The grim picture of patient distress in January and February shows how many of the nation's emergency departments are creaking at the seams.
It emerged last week that 2,669 of this vulnerable age group were languishing on trolleys for more than 24 hours - but the new figures from the HSE show the real extent of the risks faced by patients with multiple and complex illnesses cared for by over-stretched staff.
Most of the elderly were sick enough to need a hospital bed, while others were treated and sent home.
Hospitals with the worst record are Limerick and Connolly in Blanchardstown, Dublin, but the delays span emergency departments in counties across the country.
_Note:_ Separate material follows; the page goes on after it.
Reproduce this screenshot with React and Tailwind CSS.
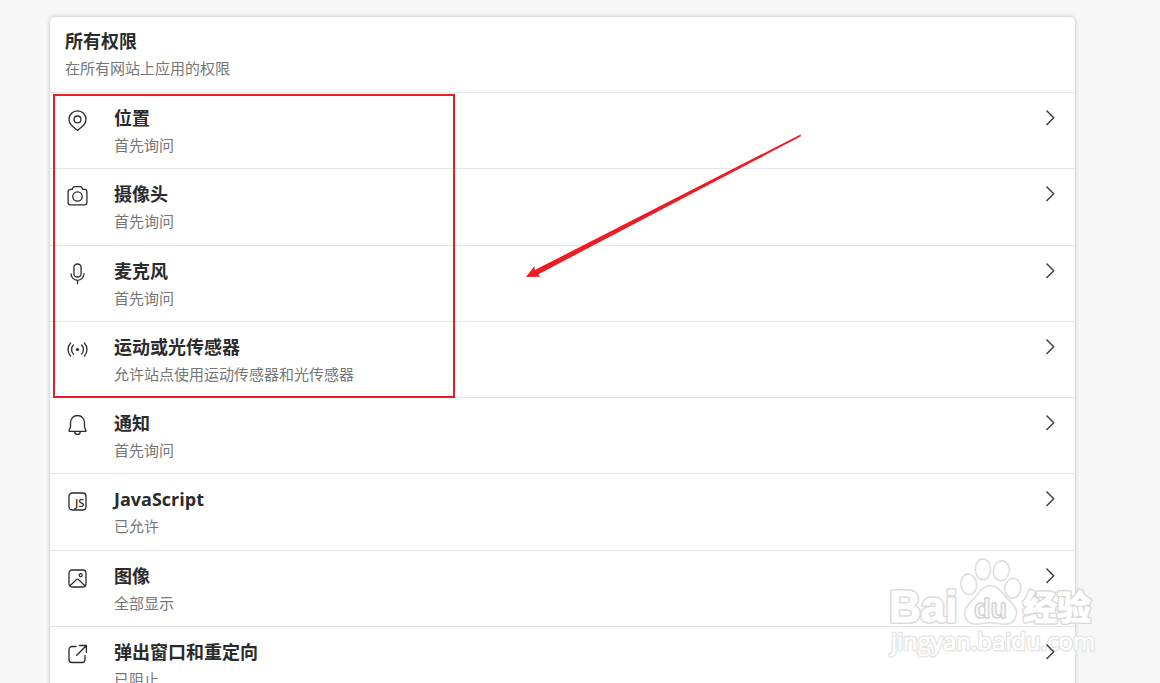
const IconFrame = ({ children }) => (
  <svg
    className="size-6 shrink-0"
    viewBox="0 0 24 24"
    fill="none"
    stroke="currentColor"
    strokeWidth="1.3"
    strokeLinecap="round"
    strokeLinejoin="round"
    aria-hidden="true"
  >
    {children}
  </svg>
);

const LocationIcon = () => (
  <IconFrame>
    <path d="M18.6 17.2 12.5 22.4 6.4 17.2A8.5 8.5 0 1 1 18.6 17.2Z" />
    <circle cx="12.5" cy="11.4" r="3.4" />
  </IconFrame>
);

const CameraIcon = () => (
  <IconFrame>
    <path d="M9.8 2.7h5.4c.8 0 1.4.4 1.8 1.1l.8 1.6h1.8a2.3 2.3 0 0 1 2.3 2.3v10.8a2.3 2.3 0 0 1-2.3 2.3H5.4a2.3 2.3 0 0 1-2.3-2.3V7.7a2.3 2.3 0 0 1 2.3-2.3h1.8l.8-1.6c.4-.7 1-1.1 1.8-1.1Z" />
    <circle cx="12.5" cy="12.5" r="4.7" />
  </IconFrame>
);

const MicrophoneIcon = () => (
  <IconFrame>
    <rect x="8.9" y="3" width="7.2" height="13" rx="3.6" />
    <path d="M6 12.8a6.5 6.5 0 0 0 13 0M12.5 19.5v3" />
  </IconFrame>
);

const SensorIcon = () => (
  <IconFrame>
    <circle cx="12.5" cy="12.5" r="1.6" fill="currentColor" stroke="none" />
    <path d="M8.4 8a6.5 6.5 0 0 0 0 9M16.6 8a6.5 6.5 0 0 1 0 9" />
    <path d="M5.6 6a9.5 9.5 0 0 0 0 13M19.4 6a9.5 9.5 0 0 1 0 13" />
  </IconFrame>
);

const BellIcon = () => (
  <IconFrame>
    <path d="M12.5 2.5a7 7 0 0 0-7 7v4.6L4.1 17.4c-.2.5.1.9.6.9h15.6c.5 0 .8-.4.6-.9l-1.4-3.3V9.5a7 7 0 0 0-7-7Z" />
    <path d="M9.8 18.7a2.7 2.7 0 0 0 5.4 0" />
  </IconFrame>
);

const JavaScriptIcon = () => (
  <IconFrame>
    <rect x="4" y="4" width="17" height="17" rx="3.2" />
    <text
      x="10"
      y="18"
      fontFamily="Open Sans"
      fontSize="11"
      fontWeight="600"
      fill="currentColor"
      stroke="none"
    >
      JS
    </text>
  </IconFrame>
);

const ImageIcon = () => (
  <IconFrame>
    <rect x="4" y="4" width="17" height="17" rx="3.2" />
    <circle cx="15.7" cy="9.2" r="1.5" />
    <path d="m5 19.8 6.4-6.2a1.6 1.6 0 0 1 2.2 0L20 19.8" />
  </IconFrame>
);

const PopupIcon = () => (
  <IconFrame>
    <path d="M11 4.5H7a3 3 0 0 0-3 3v10a3 3 0 0 0 3 3h10a3 3 0 0 0 3-3v-4" />
    <path d="M14.5 3.5h6.9v6.9M21.2 3.7 11.7 13.2" />
  </IconFrame>
);

const permissions = [
  { title: "位置", status: "首先询问", Icon: LocationIcon },
  { title: "摄像头", status: "首先询问", Icon: CameraIcon },
  { title: "麦克风", status: "首先询问", Icon: MicrophoneIcon },
  {
    title: "运动或光传感器",
    status: "允许站点使用运动传感器和光传感器",
    Icon: SensorIcon,
  },
  { title: "通知", status: "首先询问", Icon: BellIcon },
  { title: "JavaScript", status: "已允许", Icon: JavaScriptIcon },
  { title: "图像", status: "全部显示", Icon: ImageIcon },
  { title: "弹出窗口和重定向", status: "已阻止", Icon: PopupIcon },
];

const PermissionRow = ({ title, status, Icon }) => (
  <li className="border-t border-[#e6e6e6]">
    <button
      type="button"
      className="flex h-full w-full items-start pt-[13px] pr-4 pl-[15px] text-left"
    >
      <span className="pt-[2px]">
        <Icon />
      </span>
      <span className="ml-[25px] flex grow flex-col gap-1">
        <span className="text-[18px] leading-[25px] font-bold">{title}</span>
        <span className="text-[15px] leading-5 text-[#767676]">{status}</span>
      </span>
      <svg
        className="relative z-10 h-[22px] w-4 shrink-0"
        viewBox="0 0 16 22"
        fill="none"
        stroke="#3b3b3b"
        strokeWidth="1.4"
        aria-hidden="true"
      >
        <path d="m3.5 4.5 7.2 7.2-7.2 7.2" />
      </svg>
    </button>
  </li>
);

const Watermark = () => (
  <svg
    className="pointer-events-none absolute top-[533px] -right-[26px] h-[116px] w-[216px]"
    viewBox="0 0 216 116"
    strokeLinejoin="round"
  >
    <g fill="#ffffff" fillOpacity="0.8" stroke="#dedede" strokeWidth="1.6">
      <ellipse cx="83.7" cy="34.3" rx="7.9" ry="10.3" transform="rotate(-8 83.7 34.3)" />
      <ellipse cx="98" cy="19.3" rx="7.6" ry="10.4" />
      <ellipse cx="116.3" cy="20.7" rx="7.9" ry="10" transform="rotate(12 116.3 20.7)" />
      <ellipse cx="127.7" cy="38.3" rx="8" ry="10" transform="rotate(8 127.7 38.3)" />
      <path d="M105 35.7c7 0 11 4.5 14 9.3 4 6 12 9 12.500 17 .3 8-5.500 12.300-12 12.300-5 0-9-1.600-14.500-1.600s-9 1.600-14 1.600c-7 0-11.500-5-11.300-11.300.3-8 8-12 12.300-18 3-4.600 6.500-9.300 13-9.300Z" />
    </g>
    <defs>
      <g id="watermark-text">
        <text x="4" y="72" fontFamily="Liberation Sans" fontWeight="700" fontSize="44">
          Bai
        </text>
        <text x="138" y="70" fontFamily="Noto Sans CJK SC" fontWeight="700" fontSize="34">
          经验
        </text>
      </g>
      <text id="watermark-url" x="6" y="100" fontFamily="Open Sans" fontSize="24">
        jingyan.baidu.com
      </text>
    </defs>
    {/* Grey rim first, then the white letters on top of it */}
    <use href="#watermark-text" fill="#dadada" stroke="#dadada" strokeWidth="4" />
    <use href="#watermark-text" fill="#ffffff" stroke="#ffffff" strokeWidth="1" />
    <use href="#watermark-url" fill="#e2e2e2" stroke="#e2e2e2" strokeWidth="3" />
    <use href="#watermark-url" fill="#ffffff" stroke="#ffffff" strokeWidth="0.6" />
    <text
      x="89"
      y="68"
      fontFamily="Liberation Sans"
      fontWeight="700"
      fontSize="27"
      fill="#fbfbfb"
      stroke="#d4d4d4"
      strokeWidth="1.5"
    >
      du
    </text>
  </svg>
);

export default function App() {
  return (
    <div className="h-screen overflow-hidden bg-[#f7f7f7] pt-[17px] pr-[85px] pl-[50px] font-['Open_Sans','Noto_Sans_CJK_SC',sans-serif] text-[#2b2b2b]">
      <main className="relative rounded-[5px] bg-white shadow-[0_0_4px_rgba(0,0,0,0.24)]">
        <header className="flex flex-col gap-1 px-[15px] pt-3 pb-[14px]">
          <h1 className="text-[18px] leading-[25px] font-bold">所有权限</h1>
          <p className="text-[15px] leading-5 text-[#767676]">
            在所有网站上应用的权限
          </p>
        </header>
        <ul className="grid min-h-[610px] auto-rows-fr">
          {permissions.map((item) => (
            <PermissionRow key={item.title} {...item} />
          ))}
        </ul>

        {/* Highlight around the first four permissions */}
        <div className="pointer-events-none absolute top-[77px] left-[3px] h-[304px] w-[402px] border-2 border-[#ed1c24]" />
        <svg
          className="pointer-events-none absolute top-[117px] left-[476px] h-[144px] w-[276px]"
          viewBox="0 0 276 144"
          fill="#ed1c24"
        >
          <path d="M274.5.5 275 2.2 12.500 140.200 14 142.800 0 143 8.500 132 8.800 136Z" />
        </svg>
        <Watermark />
      </main>
    </div>
  );
}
One in six patients who attend swamped emergency departments are now over 75 in some hospitals, with particularly high numbers of very elderly people in Mayo, Galway and Sligo.
Emergency consultants have warned that around 300-375 patients, particularly the elderly, are dying due to overcrowding annually because of risks such as greater infection and staff missing the signs of deterioration.
"In June 2012, the then Minister for Health, Dr James Reilly, launched the National Emergency Medicine Programme Report," a spokesperson for the Irish Association of Emergency Medicine said. "His government promised its implementation. That report set the standard that 95pc of patients would be seen and either discharged home or admitted to hospital within six hours of their registration in an emergency department and 100pc within nine hours."
Consultants have told Health Minister Simon Harris that if the Government sticks to its "anaemic" target of 2021 to have the majority of patients waiting on trolleys for no more than six hours, 1,750 people will needlessly die.
A spokesman for the Department of Health said there has been a disproportionate increase in emergency department attendances by patients aged 65 and over. "This segment of the population is projected to increase from 11 to 18pc of the population over the next 30 years. This age group have higher care needs," he said.
An extra €117m was provided to the HSE to relieve overcrowding, particularly over the 2015/16 winter period.
He added: "This funding has supported ongoing initiatives to expand hospital capacity, reduce hospital attendances and support timely patient discharges."
Meanwhile, it was confirmed the Government's €15m promised funding for the National Treatment Purchase Fund to provide treatments for public waiting list patients in private hospitals will not come through until 2017. More than 500,000 patients are on a waiting list for either surgery or an outpatient appointment.
It means hospitals which are already severely in the red will have to find the funds to try to make some headway in the backlog.